In the presence of the additive external periodic driving force $f\sin ({\omega }_{2}t)$ the system (8) exhibited the phenomenon of vibrational resonance, when one of the frequencies is much larger than the other, i.e. ω₂ ≫ ω₁ or ω₁ ≫ ω₂, as reported in our recent paper [38]. Under these conditions, we showed that the response of the driven gyroscope to the low frequency force can be optimised by the presence and properties of the high-frequency component. In the present paper, we consider a different scenario where the frequencies ω₁ and ω₂ are such that ω₁ = n ω₂, i.e. commensurate frequencies—n being a positive integer [43]. In general, ω_1,2 ≪ 1 indicates the slowly-varying excitations which are a requirement for the occurrence of bursting [29, 30]. Consequently, the system (parametric excitation) changes n-times while the external inertia force changes once per revolution.
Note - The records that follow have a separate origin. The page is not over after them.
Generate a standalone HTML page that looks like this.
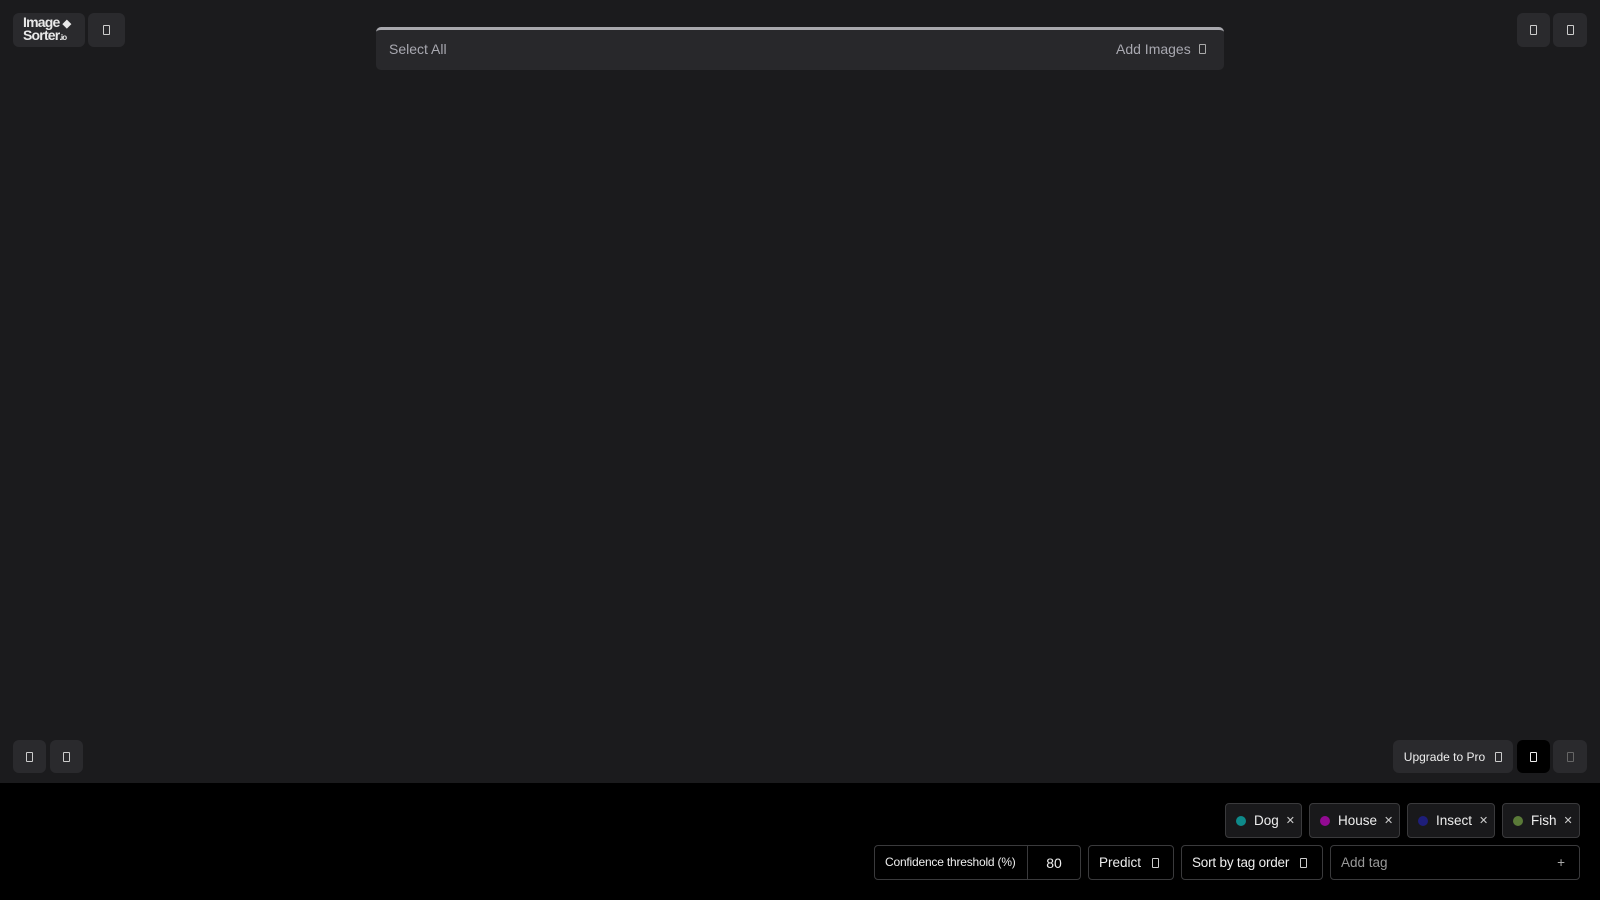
<!DOCTYPE html><html><head><style>
*{box-sizing:border-box;margin:0;padding:0}
body{width:1600px;height:900px;background:#000;font-family:"Liberation Sans",sans-serif;position:relative;overflow:hidden}
.main{position:absolute;left:0;top:0;width:1600px;height:783px;background:#1b1b1d}
.a{position:absolute}
.btn{position:absolute;background:#2a2a2d;border-radius:6px;display:flex;align-items:center;justify-content:center}
.ic{display:inline-block;width:7px;height:10px;border:1px solid #ccc;border-radius:1px}
.box{position:absolute;border:1px solid #3a3a3c;border-radius:4px;background:#000;color:#eee;display:flex;align-items:center;font-size:13.5px}
.tag{background:#19191b;padding-left:10px}
.dot{width:10px;height:10px;border-radius:50%;margin-right:8px}
.x{margin-left:7px;font-size:11px;color:#ccc}
</style></head><body>
<div class="main">
<div class="btn" style="left:13px;top:13px;width:72px;height:34px;color:#e8e8e8;font-weight:bold;font-size:14px;line-height:11px;flex-direction:column;letter-spacing:-0.8px;align-items:flex-start;padding-left:10px"><div>Image <span style="font-size:11px">◆</span></div><div>Sorter<span style="font-size:8px">.io</span></div></div>
<div class="btn" style="left:88px;top:13px;width:37px;height:34px"><span class="ic"></span></div>
<div class="a" style="left:376px;top:27px;width:848px;height:43px;background:#28282b;border-top:3px solid #a8a8ad;border-radius:5px"></div>
<div class="a" style="left:389px;top:41px;color:#a8a8b0;font-size:14px">Select All</div>
<div class="a" style="left:1116px;top:41px;color:#a8a8b0;font-size:14px">Add Images</div>
<span class="ic a" style="left:1199px;top:44px;border-color:#aaa"></span>
<div class="btn" style="left:1517px;top:13px;width:33px;height:34px"><span class="ic"></span></div>
<div class="btn" style="left:1553px;top:13px;width:34px;height:34px"><span class="ic"></span></div>
<div class="btn" style="left:13px;top:740px;width:33px;height:33px"><span class="ic"></span></div>
<div class="btn" style="left:50px;top:740px;width:33px;height:33px"><span class="ic"></span></div>
<div class="btn" style="left:1393px;top:740px;width:120px;height:33px;color:#eee;font-size:12px">Upgrade to Pro&nbsp;&nbsp;&nbsp;<span class="ic"></span></div>
<div class="btn" style="left:1517px;top:740px;width:33px;height:33px;background:#000"><span class="ic" style="border-color:#eee"></span></div>
<div class="btn" style="left:1553px;top:740px;width:34px;height:33px"><span class="ic" style="border-color:#666"></span></div>
</div>
<div class="box tag" style="left:1225px;top:803px;width:77px;height:35px"><span class="dot" style="background:#0e8a8a"></span>Dog<span class="x">✕</span></div>
<div class="box tag" style="left:1309px;top:803px;width:91px;height:35px"><span class="dot" style="background:#920a92"></span>House<span class="x">✕</span></div>
<div class="box tag" style="left:1407px;top:803px;width:88px;height:35px"><span class="dot" style="background:#1e1e7a"></span>Insect<span class="x">✕</span></div>
<div class="box tag" style="left:1502px;top:803px;width:78px;height:35px"><span class="dot" style="background:#5a7a38"></span>Fish<span class="x">✕</span></div>
<div class="box" style="left:874px;top:845px;width:207px;height:35px;font-size:12px"><span style="padding-left:10px;width:153px;border-right:1px solid #3a3a3c;line-height:33px;letter-spacing:-0.2px">Confidence threshold (%)</span><span style="flex:1;text-align:center;font-size:14px">80</span></div>
<div class="box" style="left:1088px;top:845px;width:86px;height:35px;padding-left:10px">Predict&nbsp;&nbsp;&nbsp;<span class="ic"></span></div>
<div class="box" style="left:1181px;top:845px;width:142px;height:35px;padding-left:10px;letter-spacing:-0.2px">Sort by tag order&nbsp;&nbsp;&nbsp;<span class="ic"></span></div>
<div class="box" style="left:1330px;top:845px;width:250px;height:35px;padding-left:10px;color:#999">Add tag<span style="margin-left:auto;margin-right:14px;color:#aaa">+</span></div>
</body></html>
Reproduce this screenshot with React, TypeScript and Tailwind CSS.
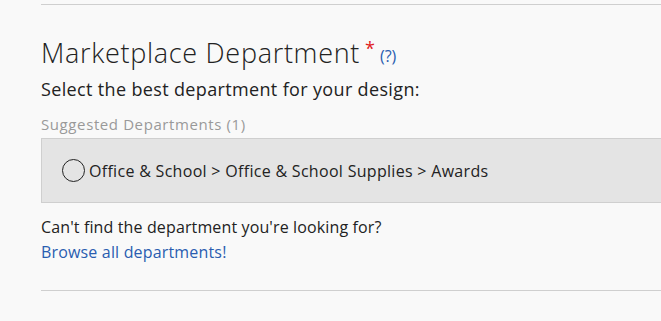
export default function App() {
  return (
    <div className="w-[661px] h-[321px] overflow-hidden bg-[#f9f9f9] pl-[41px] pt-1 text-[#222] font-['Open_Sans',sans-serif]">
      <div className="border-t border-[#cfcfcf]" />
      <div className="pt-[31px] flex items-start">
        <h2 className="text-[27px] leading-[34px] font-light tracking-[0.7px] text-[#222]">Marketplace Department</h2>
        <span className="ml-[5px] mt-[-1px] text-[18px] text-[#e02020]">*</span>
        <a className="ml-[5px] mt-[8px] text-[16px] text-[#2a5db0]">(?)</a>
      </div>
      <p className="mt-[7px] text-[18px] leading-[24px] tracking-[0.35px]">Select the best department for your design:</p>
      <p className="mt-[13px] text-[15px] leading-[20px] tracking-[0.6px] text-[#999]">Suggested Departments (1)</p>
      <div className="mt-[4px] h-[65px] border border-r-0 border-[#cfcfcf] bg-[#e4e4e4] flex items-center pl-[20px]">
        <span className="w-[23px] h-[23px] rounded-full border border-[#222] bg-[#e4e4e4]" />
        <span className="ml-[4px] text-[16px] tracking-[0.3px]">Office &amp; School &gt; Office &amp; School Supplies &gt; Awards</span>
      </div>
      <p className="mt-[13px] text-[16px] leading-[22px] tracking-[0.13px]">Can't find the department you're looking for?</p>
      <a className="block mt-[3px] text-[16px] leading-[22px] tracking-[0.17px] text-[#2a5db0]">Browse all departments!</a>
      <div className="mt-[27px] border-t border-[#cfcfcf]" />
    </div>
  );
}
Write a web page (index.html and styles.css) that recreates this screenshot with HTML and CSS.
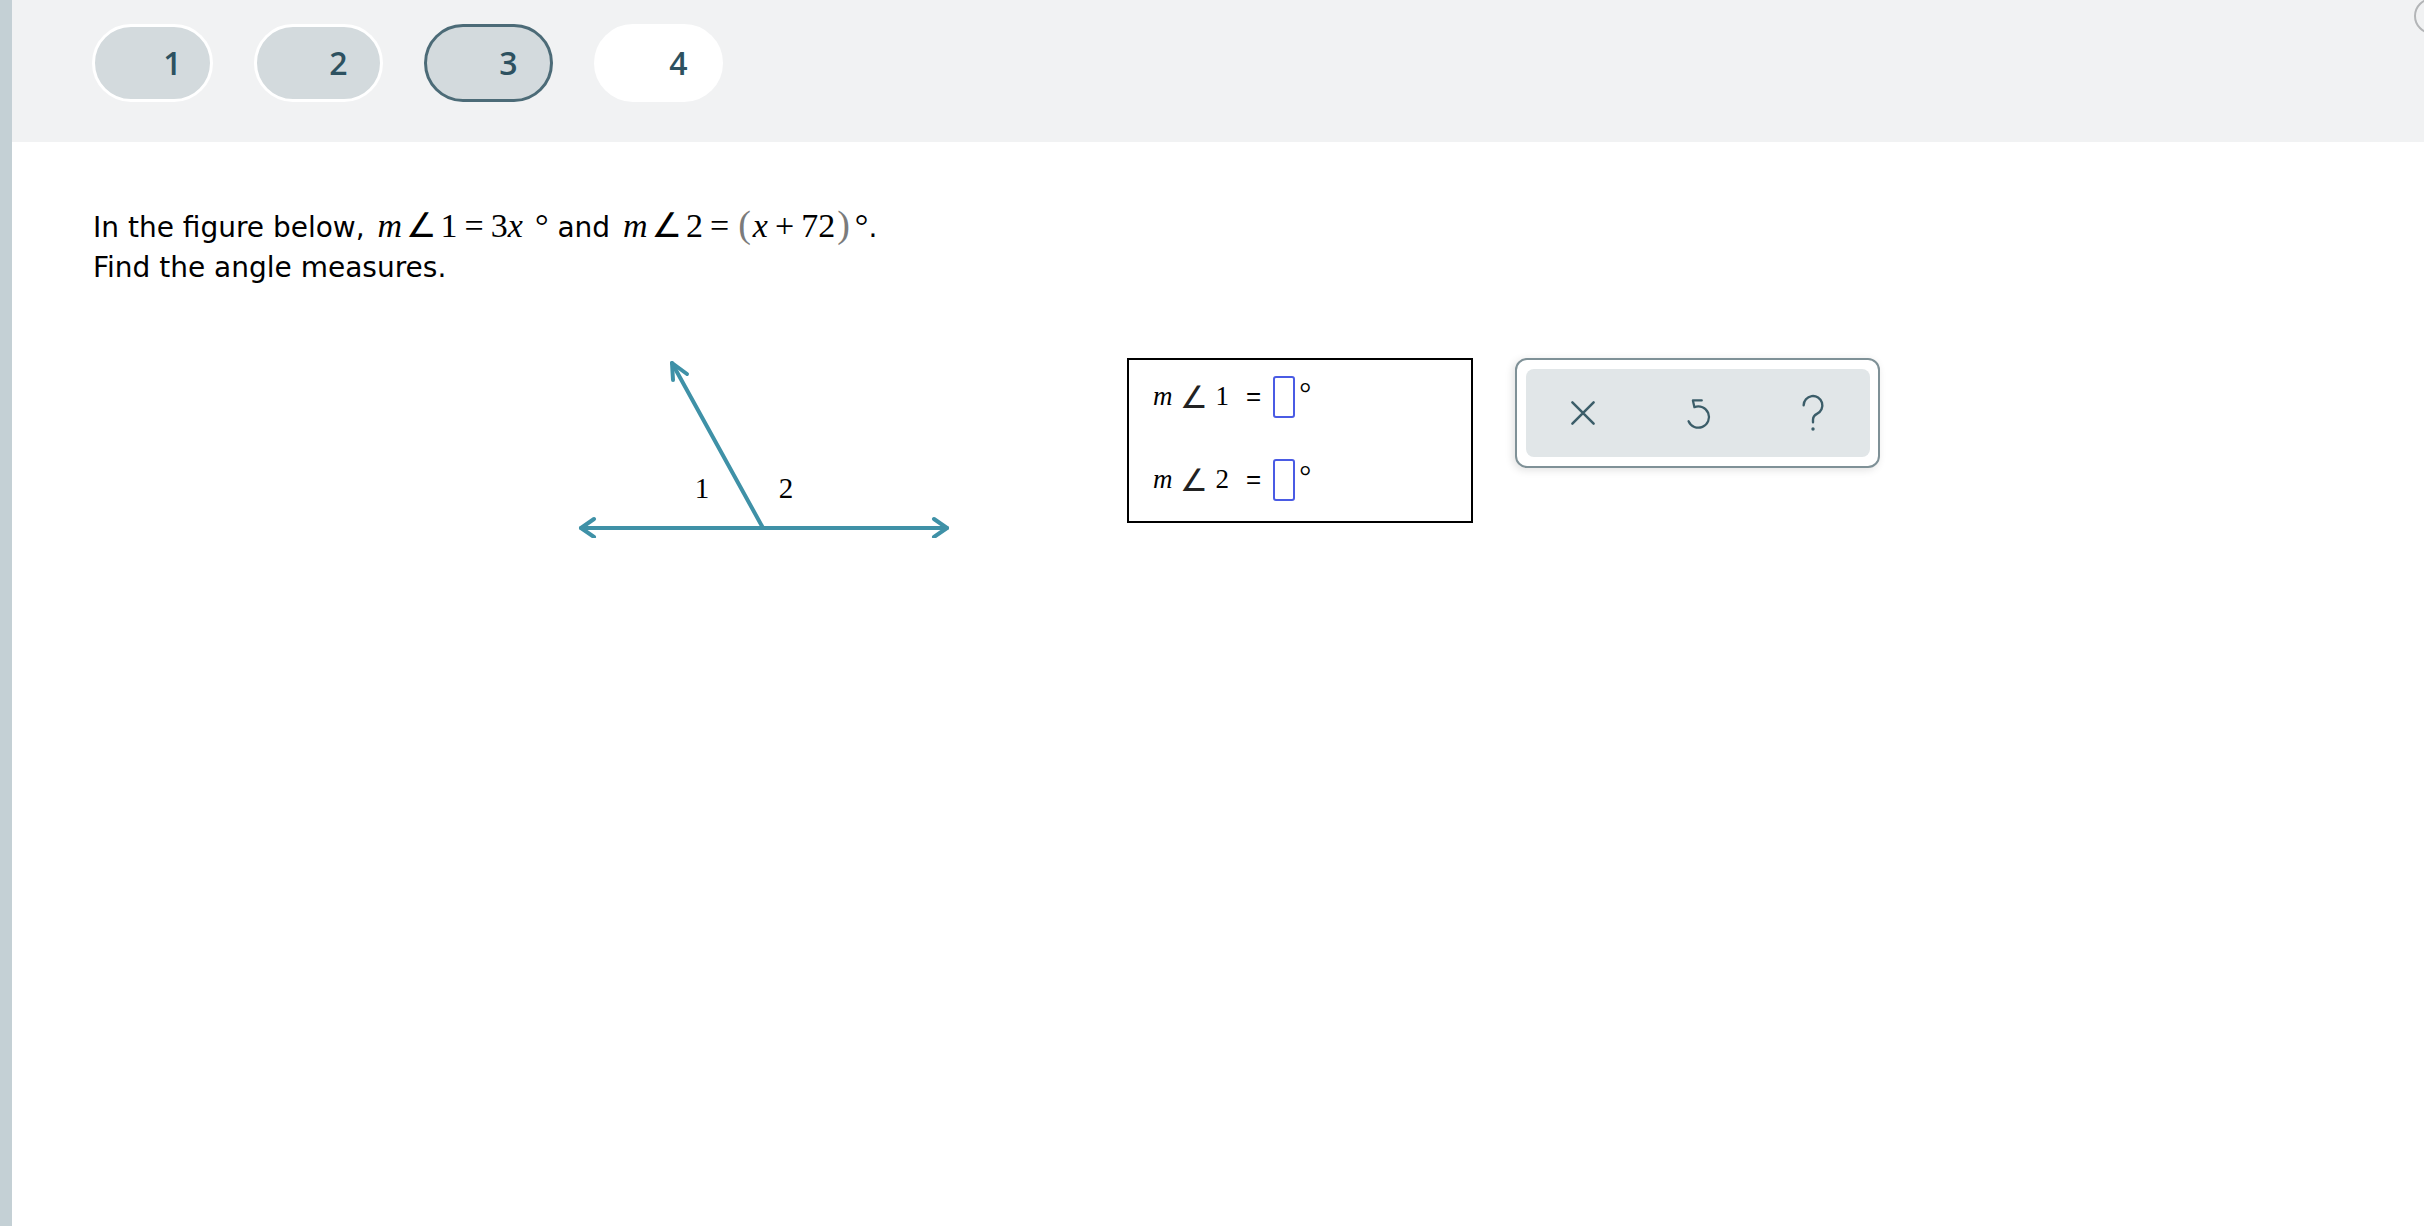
FILE: index.html
```html
<!DOCTYPE html>
<html lang="en">
<head>
<meta charset="utf-8">
<title>Angle measures</title>
<link rel="stylesheet" href="styles.css">
</head>
<body>
<div class="app">
  <aside class="rail"></aside>
  <main class="main">
    <header class="topbar">
      <nav class="steps">
        <button class="step step-done">1</button>
        <button class="step step-done step-wide">2</button>
        <button class="step step-current step-wide">3</button>
        <button class="step step-open step-wide">4</button>
      </nav>
      <span class="corner-ring"></span>
    </header>
    <section class="question">
      <p class="prompt">In the figure below, <span class="math"><i>m</i><span class="ang">∠</span>1<span class="op">=</span>3<i>x</i><span class="deg-s">°</span></span> and <span class="math"><i>m</i><span class="ang">∠</span>2<span class="op">=</span><span class="paren">(</span><i>x</i><span class="op">+</span>72<span class="paren">)</span><span class="deg-p">°</span></span>.<br>Find the angle measures.</p>
      <div class="work">
        <svg class="figure" width="390" height="180" viewBox="0 0 390 180">
          <g fill="none" stroke="#3f91a7" stroke-width="4" stroke-linecap="round" stroke-linejoin="round">
            <path d="M11 170 H377"/>
            <path d="M24 161 L11 170 L24 179"/>
            <path d="M364 161 L377 170 L364 179"/>
            <path d="M193 170 L102 5"/>
            <path d="M117 16 L102 5 L103 22"/>
          </g>
          <text class="fig-label" x="132" y="140" text-anchor="middle">1</text>
          <text class="fig-label" x="216" y="140" text-anchor="middle">2</text>
        </svg>
        <div class="answer">
          <div class="answer-row">
            <i class="a-var">m</i><span class="a-ang">∠</span><span class="a-num">1</span><span class="a-eq">=</span><span class="blank"></span><span class="a-deg">°</span>
          </div>
          <div class="answer-row">
            <i class="a-var">m</i><span class="a-ang">∠</span><span class="a-num">2</span><span class="a-eq">=</span><span class="blank"></span><span class="a-deg">°</span>
          </div>
        </div>
        <div class="tools">
          <div class="tools-inner">
            <button class="tool" aria-label="Clear">
              <svg width="30" height="30" viewBox="0 0 24 24"><path d="M3.5 3.5 L20.5 20.5 M20.5 3.5 L3.5 20.5" fill="none" stroke="#3b5d69" stroke-width="2" stroke-linecap="round"/></svg>
            </button>
            <button class="tool" aria-label="Undo">
              <svg width="36" height="36" viewBox="0 0 24 24"><path d="M14.5 3.6 H8.6 L9.6 8.1 M9.6 8.1 A7.1 7.1 0 1 1 5.7 17.5" fill="none" stroke="#3b5d69" stroke-width="1.5" stroke-linecap="round" stroke-linejoin="round"/></svg>
            </button>
            <button class="tool" aria-label="Help">
              <svg width="34" height="42" viewBox="0 0 20 24"><path d="M4.5 7.5 A5.5 5.5 0 1 1 12.3 12.5 C10.6 13.4 10 14.4 10 16 V17.5" fill="none" stroke="#3b5d69" stroke-width="1.4" stroke-linecap="round"/><circle cx="10" cy="21.4" r="1" fill="#3b5d69"/></svg>
            </button>
          </div>
        </div>
      </div>
    </section>
  </main>
</div>
</body>
</html>
```

FILE: styles.css
```css
* { box-sizing: border-box; }

html, body {
  margin: 0;
  padding: 0;
  background: #ffffff;
}

.app {
  display: flex;
  min-height: 1226px;
}

.rail {
  width: 12px;
  flex: none;
  background: #c4d0d5;
}

.main {
  flex: 1;
  position: relative;
  overflow: hidden;
}

.topbar {
  height: 142px;
  background: #f1f2f3;
  padding: 24px 0 0 80px;
}

.steps {
  display: flex;
  gap: 41px;
}

.step {
  width: 121px;
  height: 78px;
  border-radius: 39px;
  border: 3px solid #ffffff;
  background: #d3dadd;
  color: #2d5160;
  font-family: "Open Sans", Lato, sans-serif;
  font-size: 32px;
  font-weight: 600;
  padding: 0 0 2px 40px;
  display: flex;
  align-items: center;
  justify-content: center;
  margin: 0;
}

.step-wide { width: 129px; }

.step-current {
  border-color: #4c6b77;
}

.step-open {
  background: #ffffff;
  border-color: #ffffff;
}

.corner-ring {
  position: absolute;
  top: -2px;
  left: 2402px;
  width: 36px;
  height: 36px;
  border-radius: 50%;
  border: 2px solid #b3b5b7;
}

.question {
  padding: 0 0 0 81px;
}

.prompt {
  margin: 62px 0 0;
  font-family: "DejaVu Sans", Verdana, sans-serif;
  font-size: 28px;
  line-height: 40px;
  color: #000000;
}

.math {
  font-family: "Liberation Serif", "Times New Roman", serif;
  font-size: 34px;
  line-height: 40px;
  margin-left: 4px;
}

.math i { font-style: italic; }

.ang {
  font-family: "DejaVu Sans", sans-serif;
  font-size: 34px;
  line-height: 40px;
  margin: 0 4px 0 4px;
}

.op { margin: 0 7px; }

.deg-s { margin-left: 12px; }

.deg-p { margin-left: 3px; }

.paren {
  color: #7b7b7b;
  font-size: 38px;
  line-height: 40px;
  margin: 0 2px;
}

.work {
  display: flex;
  align-items: flex-start;
  margin-top: 70px;
}

.figure {
  display: block;
  flex: none;
  margin-left: 477px;
}

.fig-label {
  font-family: "Liberation Serif", "Times New Roman", serif;
  font-size: 29px;
  fill: #000000;
}

.answer {
  flex: none;
  width: 346px;
  height: 165px;
  margin: 0 0 0 167px;
  border: 2px solid #000000;
  padding: 16px 0 0 24px;
  display: flex;
  flex-direction: column;
  gap: 42px;
}

.answer-row {
  height: 41px;
  display: flex;
  align-items: center;
  font-family: "Liberation Serif", "Times New Roman", serif;
  font-size: 27px;
  color: #000000;
}

.a-var { font-style: italic; }

.a-ang {
  font-family: "DejaVu Sans", sans-serif;
  font-weight: 200;
  font-size: 31px;
  margin-left: 7px;
  color: #222;
}

.a-num { margin-left: 8px; }

.a-eq {
  font-family: "Liberation Sans", Arial, sans-serif;
  font-size: 26px;
  margin-left: 17px;
}

.blank {
  width: 22px;
  height: 42px;
  margin-left: 12px;
  border: 2px solid #4a5be4;
  border-radius: 3px;
  background: #ffffff;
}

.a-deg {
  align-self: flex-start;
  font-family: "Liberation Serif", "Times New Roman", serif;
  font-size: 30px;
  line-height: 30px;
  margin: 2px 0 0 4px;
}

.tools {
  flex: none;
  width: 365px;
  height: 110px;
  margin: 0 0 0 42px;
  border: 2px solid #7f9197;
  border-radius: 12px;
  background: #ffffff;
  padding: 9px 8px 9px 9px;
  box-shadow: -2px 2px 8px rgba(0, 0, 0, 0.12);
}

.tools-inner {
  height: 100%;
  background: #e1e6e8;
  border-radius: 8px;
  display: grid;
  grid-template-columns: repeat(3, 1fr);
  align-items: center;
}

.tool {
  background: none;
  border: 0;
  padding: 0;
  margin: 0;
  display: flex;
  justify-content: center;
  align-items: center;
  cursor: pointer;
}

.tool svg { display: block; }
```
Parameter values in this study are taken as α = 0.1; β = − 1; a = 1; c₂ = 0.5; f = 0.05; ω₂ = 0.01 and c₁ = 0.05. Remarkably, the bursting phenomenon associated with system (8) is different from the phenomenon of parametric vibrational resonance exhibited by this gyroscope model driven by dual frequency forces ω₁ and ω₂, such that ω₁ ≫ ω₂ or ω₂ ≫ ω₁.

The simulations are carried out with initial conditions θ₁(0) = 0.1, θ₂(0) = 0.2 (the initial condition is shown by the black circle in figures 4(b), 5(b), 6(b) and 8(b)).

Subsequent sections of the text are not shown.